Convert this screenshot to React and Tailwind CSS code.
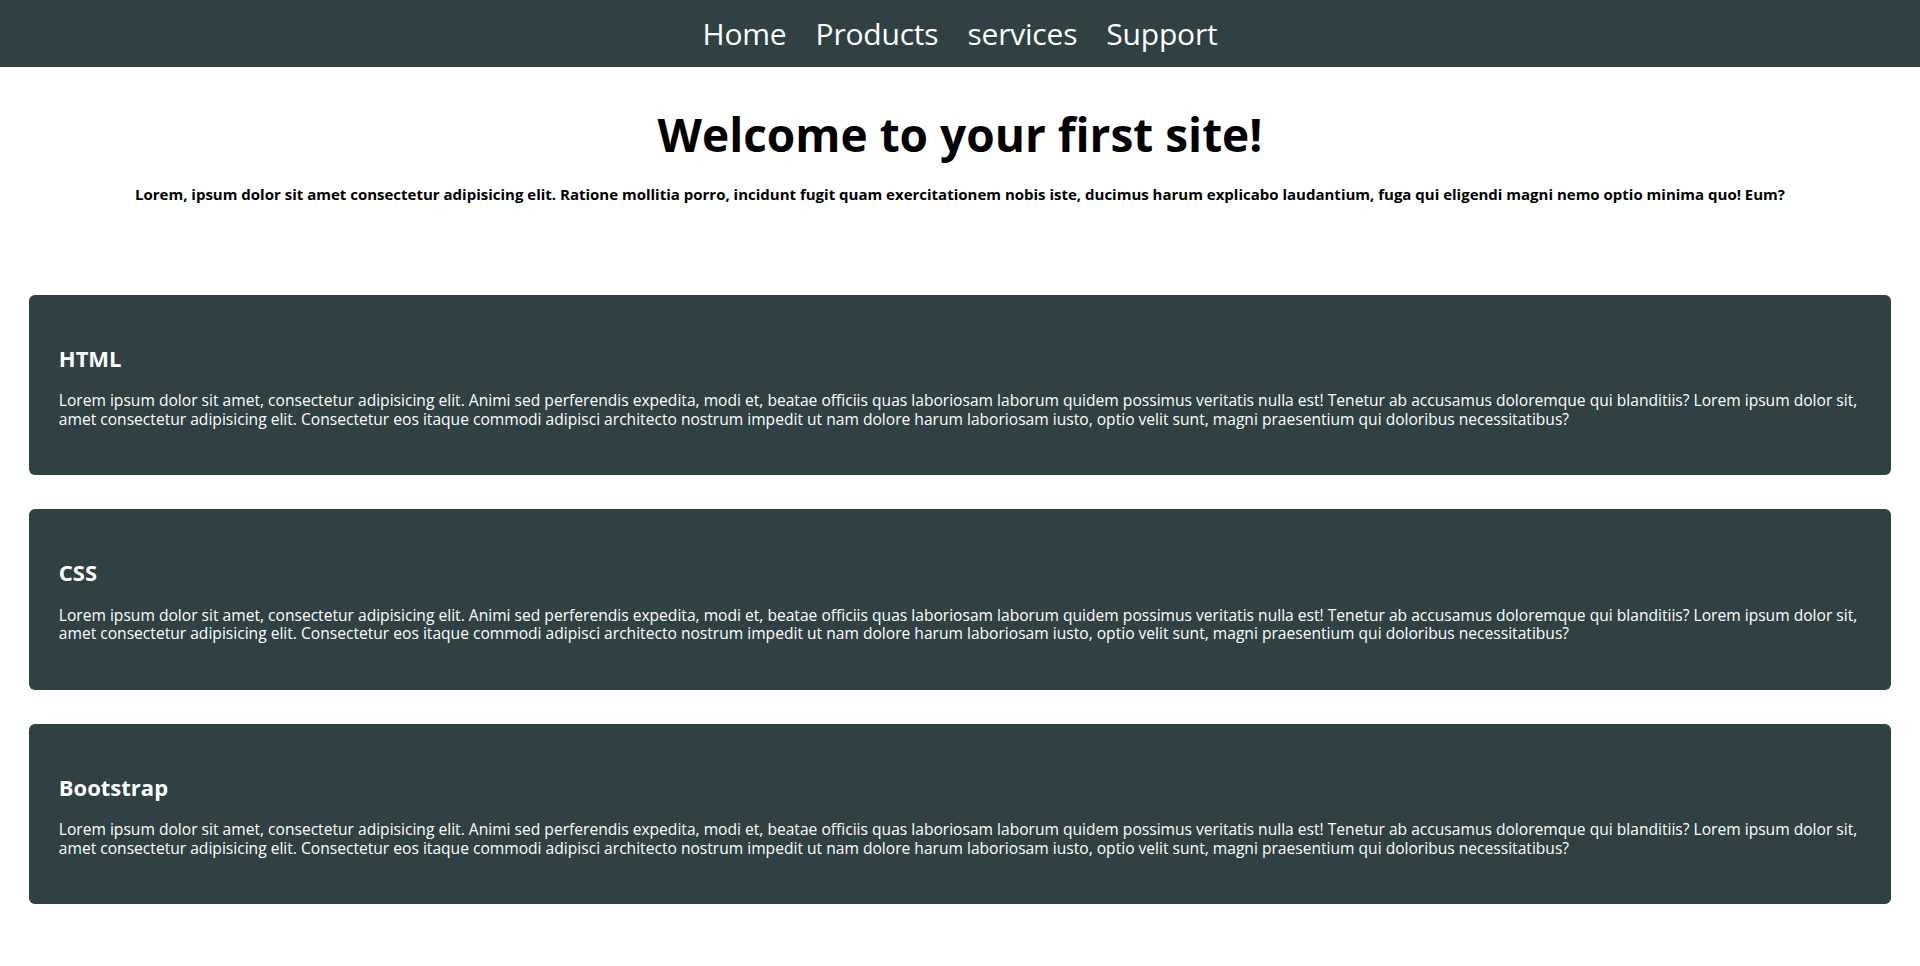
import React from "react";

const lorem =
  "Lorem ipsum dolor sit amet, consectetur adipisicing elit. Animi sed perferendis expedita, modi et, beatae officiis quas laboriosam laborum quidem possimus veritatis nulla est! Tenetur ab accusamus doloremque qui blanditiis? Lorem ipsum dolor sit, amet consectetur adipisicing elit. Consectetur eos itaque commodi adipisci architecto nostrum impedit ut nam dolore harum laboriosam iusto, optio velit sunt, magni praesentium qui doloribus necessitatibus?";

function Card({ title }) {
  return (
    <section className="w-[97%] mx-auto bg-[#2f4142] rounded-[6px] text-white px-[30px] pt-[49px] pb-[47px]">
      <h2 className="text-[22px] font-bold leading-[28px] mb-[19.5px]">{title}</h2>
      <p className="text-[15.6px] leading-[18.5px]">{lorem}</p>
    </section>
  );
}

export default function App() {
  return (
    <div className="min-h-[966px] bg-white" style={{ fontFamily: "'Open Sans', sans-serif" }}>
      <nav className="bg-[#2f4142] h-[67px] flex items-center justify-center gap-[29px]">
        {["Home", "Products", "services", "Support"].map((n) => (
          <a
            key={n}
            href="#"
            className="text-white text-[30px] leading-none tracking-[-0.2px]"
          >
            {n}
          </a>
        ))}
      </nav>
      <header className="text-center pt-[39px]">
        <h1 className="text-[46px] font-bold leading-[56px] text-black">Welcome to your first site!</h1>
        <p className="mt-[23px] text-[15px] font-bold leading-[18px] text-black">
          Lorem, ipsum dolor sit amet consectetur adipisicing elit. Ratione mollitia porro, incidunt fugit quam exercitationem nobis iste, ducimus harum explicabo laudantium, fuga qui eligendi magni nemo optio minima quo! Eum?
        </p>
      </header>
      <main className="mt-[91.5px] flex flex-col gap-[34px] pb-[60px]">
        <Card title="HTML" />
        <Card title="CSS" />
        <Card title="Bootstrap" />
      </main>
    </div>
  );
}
== == ==
WORK INSTRUCTIONS: Restate only the lines running from the start of the material above through the line containing "import React from", ends included. No pictures.

COMPLETED EXERCISE:
Convert this screenshot to React and Tailwind CSS code.
import React from "react";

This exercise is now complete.